The entire nation (including the gun community) mourned the loss of your sister as well as the five other adults and the twenty children. I’ll never forget where I was, what I was doing, who was near me, what we were all wearing, and even what the weather was like when I heard. All our hearts broke when we heard the news.
We must, however, set our emotional reactions aside when dealing with legislation. If Connecticut has passed an identical law to the one proposed in Colorado and your sister was anything like you ideologically, then she likely wouldn’t have been armed anyway. If the murderer (whose name does not deserve mention) had followed the same course of action, then your sister might have still perished alongside five other adults and twenty children.

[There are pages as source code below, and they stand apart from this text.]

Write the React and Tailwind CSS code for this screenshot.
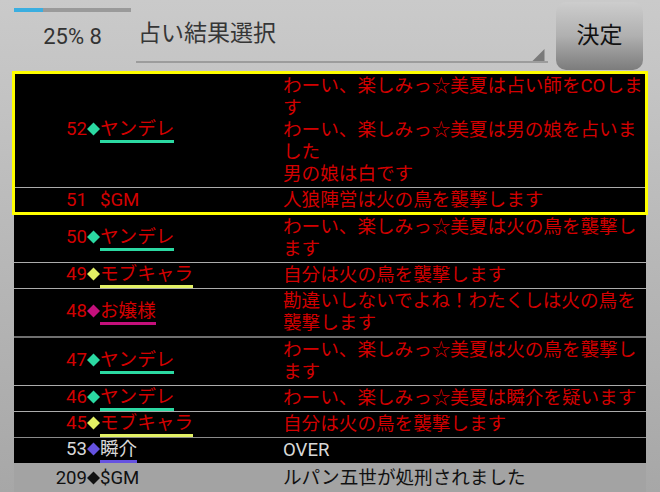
import React from "react";

const FONT = { fontFamily: 'Roboto, "Noto Sans CJK JP", sans-serif' };

const YAN = "#2bd9a2";
const MOB = "#e2f064";
const OJO = "#c4107c";
const SHUN = "#6552e0";

function Diamond({ color }) {
  return (
    <svg width="13" height="22" viewBox="0 0 13 22" className="shrink-0">
      {color ? <polygon points="6.5,4.5 13,11 6.5,17.5 0,11" fill={color} /> : null}
    </svg>
  );
}

function Row({ num, dia, name, under, lines, text, numW, sep, pad, bg }) {
  return (
    <div className={`flex ${bg || ""} ${sep || "border-b border-[#ababab]"}`}>
      <div className={`flex items-center shrink-0 ${numW === 72 ? "w-[268px]" : "w-[269px]"}`}>
        <div className="flex items-start">
          <div className={`${numW === 72 ? "w-[72px]" : "w-[73px]"} text-right leading-[22px]`} style={{ color: text }}>
            {num}
          </div>
          <Diamond color={dia} />
          <div className="flex flex-col items-start">
            <div
              className={`leading-[22px] whitespace-nowrap ${under ? "border-b-[3px]" : ""}`}
              style={{ color: text, borderColor: under }}
            >
              {name}
            </div>
          </div>
        </div>
      </div>
      <div className={`flex-1 min-w-0 overflow-hidden whitespace-nowrap ${pad || "pt-[1px] pb-[2px]"}`} style={{ color: text }}>
        {lines.map((l, i) => (
          <div key={i} className="leading-[22px]">{l}</div>
        ))}
      </div>
    </div>
  );
}

export default function App() {
  const RED = "#d20000";
  const LG = "#d8d8d8";
  return (
    <div
      className="w-[660px] h-[492px] overflow-hidden bg-gradient-to-b from-[#cacaca] to-[#a7a7a7] text-[18.6px]"
      style={FONT}
    >
      {/* header */}
      <div className="flex h-[71px] pl-[14px]">
        <div className="w-[117px] flex flex-col items-center pt-[8px]">
          <div className="w-full h-[4px] bg-[#9a9a9a] flex">
            <div className="w-[29px] h-full bg-[#3aaee0]" />
          </div>
          <div className="mt-[12px] text-[22px] leading-[26px] text-[#333333]">25% 8</div>
        </div>
        <div className="ml-[5px] w-[412px] h-[63px] flex flex-col border-b-2 border-[#9c9c9c]">
          <div className="pt-[19px] pl-[2px] text-[23px] leading-[30px] text-[#363636]">占い結果選択</div>
          <svg width="17" height="17" viewBox="0 0 17 17" className="mt-auto self-end mr-[1px]">
            <polygon points="17,0 17,17 0,17" fill="#7a7a7a" />
          </svg>
        </div>
        <div className="ml-[8px] mt-[2px] w-[87px] h-[68px] rounded-[10px] bg-gradient-to-b from-[#cdcdcd] via-[#b0b0b0] to-[#7c7c7c] flex items-center justify-center">
          <span className="text-[23px] leading-[30px] text-[#111111]">決定</span>
        </div>
      </div>

      {/* list */}
      <div className="px-[14px]">
        <div className="bg-black">
          <div className="-mx-[2px] border-[3px] border-[#ffff00] bg-black">
            <Row
              numW={72}
              num="52"
              dia={YAN}
              name="ヤンデレ"
              under={YAN}
              text={RED}
              lines={[
                "わーい、楽しみっ☆美夏は占い師をCOしま",
                "す",
                "わーい、楽しみっ☆美夏は男の娘を占いま",
                "した",
                "男の娘は白です",
              ]}
            />
            <Row numW={72} num="51" name="$GM" text={RED} sep="border-b-0" pad="pt-[1px] pb-[1px]" lines={["人狼陣営は火の鳥を襲撃します"]} />
          </div>
          <Row num="50" dia={YAN} name="ヤンデレ" under={YAN} text={RED} lines={["わーい、楽しみっ☆美夏は火の鳥を襲撃し", "ます"]} />
          <Row num="49" dia={MOB} name="モブキャラ" under={MOB} text={RED} lines={["自分は火の鳥を襲撃します"]} />
          <Row num="48" dia={OJO} name="お嬢様" under={OJO} text={RED} sep="border-b-2 border-[#6f6f6f]" lines={["勘違いしないでよね！わたくしは火の鳥を", "襲撃します"]} />
          <Row num="47" dia={YAN} name="ヤンデレ" under={YAN} text={RED} lines={["わーい、楽しみっ☆美夏は火の鳥を襲撃し", "ます"]} />
          <Row num="46" dia={YAN} name="ヤンデレ" under={YAN} text={RED} lines={["わーい、楽しみっ☆美夏は瞬介を疑います"]} />
          <Row num="45" dia={MOB} name="モブキャラ" under={MOB} text={RED} sep="border-b border-[#8a8a8a]" lines={["自分は火の鳥を襲撃します"]} />
          <Row num="53" dia={SHUN} name="瞬介" under={SHUN} text={LG} sep="border-b-0" lines={["OVER"]} />
        </div>
        <Row num="209" dia="#111111" name="$GM" text="#111111" bg="bg-[#a3a3a3]" sep="border-b-0" pad="pt-[4px] pb-[3px]" lines={["ルパン五世が処刑されました"]} />
      </div>
    </div>
  );
}
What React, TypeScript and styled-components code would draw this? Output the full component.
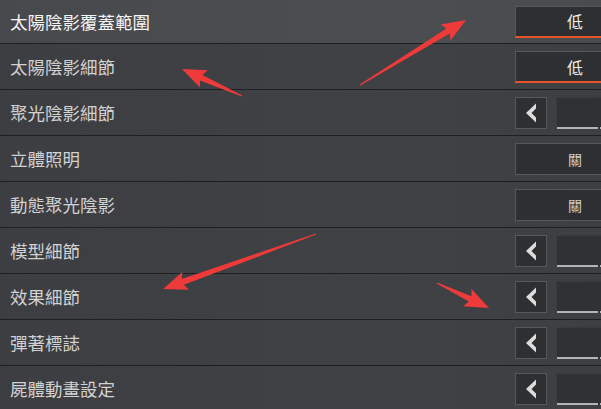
import styled, { createGlobalStyle } from "styled-components";

type Setting = {
  label: string;
  kind: "toggle" | "stepper";
  value?: string;
  accent?: boolean;
};

const SETTINGS: Setting[] = [
  { label: "太陽陰影覆蓋範圍", kind: "toggle", value: "低", accent: true },
  { label: "太陽陰影細節", kind: "toggle", value: "低", accent: true },
  { label: "聚光陰影細節", kind: "stepper" },
  { label: "立體照明", kind: "toggle", value: "關" },
  { label: "動態聚光陰影", kind: "toggle", value: "關" },
  { label: "模型細節", kind: "stepper" },
  { label: "效果細節", kind: "stepper" },
  { label: "彈著標誌", kind: "stepper" },
  { label: "屍體動畫設定", kind: "stepper" },
];

// annotation arrows: [tailX, tailY, tipX, tipY]
const ARROWS: [number, number, number, number][] = [
  [360, 85, 466, 20],
  [242, 96, 182, 69],
  [316, 234, 163, 289],
  [437, 283, 489, 308],
];

const arrowPoints = (x1: number, y1: number, x2: number, y2: number) => {
  const len = Math.hypot(x2 - x1, y2 - y1);
  const dx = (x2 - x1) / len;
  const dy = (y2 - y1) / len;
  const nx = -dy;
  const ny = dx;
  const head = 21;
  const bx = x2 - dx * head;
  const by = y2 - dy * head;
  const pt = (x: number, y: number) => `${x.toFixed(1)},${y.toFixed(1)}`;
  return [
    pt(x1 + nx * 0.6, y1 + ny * 0.6),
    pt(bx + nx * 3, by + ny * 3),
    pt(bx - dx * 3 + nx * 9.5, by - dy * 3 + ny * 9.5),
    pt(x2, y2),
    pt(bx - dx * 3 - nx * 9.5, by - dy * 3 - ny * 9.5),
    pt(bx - nx * 3, by - ny * 3),
    pt(x1 - nx * 0.6, y1 - ny * 0.6),
  ].join(" ");
};

const App = () => {
  return (
    <>
      <GlobalStyle />
      <Page>
        <List>
          {SETTINGS.map((s, i) => (
            <Row key={s.label} $first={i === 0}>
              <Label $active={i === 0}>{s.label}</Label>
              {s.kind === "toggle" ? (
                <ValueBox $accent={!!s.accent}>{s.value}</ValueBox>
              ) : (
                <Stepper>
                  <ArrowButton>
                    <svg width="12" height="20" viewBox="0 0 12 20">
                      <polygon
                        points="11,0.5 1,10 11,19.5 11,14.5 6.5,10 11,5.5"
                        fill="#dcdcdc"
                      />
                    </svg>
                  </ArrowButton>
                  <StepValue>
                    <Track>
                      <Segment />
                      <Segment $short />
                    </Track>
                  </StepValue>
                </Stepper>
              )}
            </Row>
          ))}
        </List>
        <Overlay width="601" height="409" viewBox="0 0 601 409">
          {ARROWS.map((a, i) => (
            <polygon key={i} points={arrowPoints(...a)} fill="#ef3a3a" />
          ))}
        </Overlay>
      </Page>
    </>
  );
};

export default App;

const GlobalStyle = createGlobalStyle`
  html, body {
    margin: 0;
    padding: 0;
    background: #3e3f43;
    overflow: hidden;
  }
`;

const Page = styled.div`
  position: relative;
  width: 601px;
  height: 409px;
  overflow: hidden;
  background: #3e3f43;
  font-family: "Noto Sans CJK TC", "Noto Sans", sans-serif;
`;

const List = styled.div`
  display: flex;
  flex-direction: column;
`;

const Row = styled.div<{ $first: boolean }>`
  display: flex;
  align-items: center;
  justify-content: space-between;
  box-sizing: border-box;
  height: ${({ $first }) => ($first ? "44px" : "46px")};
  padding-left: 10px;
  padding-top: ${({ $first }) => ($first ? "0" : "1px")};
  border-bottom: 1px solid #1e1f21;
  background: ${({ $first }) =>
    $first
      ? "linear-gradient(90deg, #48494d 0%, #4c4d51 60%, #4a4b4f 100%)"
      : "linear-gradient(90deg, #3d3e42 0%, #404145 60%, #3e3f43 100%)"};
`;

const Label = styled.span<{ $active: boolean }>`
  font-size: 17.5px;
  line-height: 1;
  color: ${({ $active }) => ($active ? "#f4f4f4" : "#d2d2d2")};
  font-weight: 400;
`;

const ValueBox = styled.div<{ $accent: boolean }>`
  box-sizing: border-box;
  width: 120px;
  height: 32px;
  margin-right: -34px;
  display: flex;
  align-items: center;
  justify-content: center;
  background: #2e2f32;
  border: 1px solid #56585b;
  border-bottom: ${({ $accent }) =>
    $accent ? "2px solid #e8542a" : "1px solid #56585b"};
  color: ${({ $accent }) => ($accent ? "#f0f0f0" : "#cfcfcf")};
  font-size: ${({ $accent }) => ($accent ? "16px" : "14px")};
`;

const Stepper = styled.div`
  display: flex;
  align-items: center;
  gap: 9px;
  margin-right: -34px;
`;

const ArrowButton = styled.div`
  box-sizing: border-box;
  width: 32px;
  height: 32px;
  display: flex;
  align-items: center;
  justify-content: center;
  background: #2e2f31;
  border: 1px solid #56585b;
`;

const StepValue = styled.div`
  box-sizing: border-box;
  width: 79px;
  height: 32px;
  display: flex;
  align-items: flex-end;
  background: #303134;
  border-top: 1px solid #3a3b3e;
  border-left: 1px solid #3a3b3e;
`;

const Track = styled.div`
  display: flex;
  gap: 2px;
  width: 100%;
`;

const Segment = styled.div<{ $short?: boolean }>`
  height: 2px;
  width: ${({ $short }) => ($short ? "34px" : "41px")};
  background: #b4b4b4;
`;

const Overlay = styled.svg`
  position: absolute;
  left: 0;
  top: 0;
  pointer-events: none;
`;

Or, perhaps not. Perhaps one of her colleagues had armed himself or herself in accordance with the law and had confronted the shooter. The tragedy of a school murder would still happen, but could the numbers have been five and nineteen as opposed to six and twenty? I would even prefer six and nineteen.
We even have evidence of something like this happening. In 1997, there was another tragic shooting in Pearl, Mississippi. A student came to school with a stolen AR-15 semiautomatic rifle and shot his girlfriend, then six other students. He had free reign of the school until the Vice Principal retrieved his handgun from the glove box of his car and returned to the school, holding the student at gunpoint until officers arrived. The murderer capitulated at the first sign of armed resistance. There is a pattern in this that ranges from Aurora to the Clackamas Town Mall.
The Vice Principal violated the Federal Gun Free Safe Zone Act just by storing his handgun in his vehicle. Retrieving the firearm took precious time, and during this time the murderer was free to exert his will upon the school and claim six more victims.
If Mississippi had passed an identical law to the one proposed in Colorado, then the response would have measured in seconds instead of minutes. That universally results in lives saved.
There’s another phrase that’s popular with firearms enthusiasts: “When seconds count, the police are only minutes away.”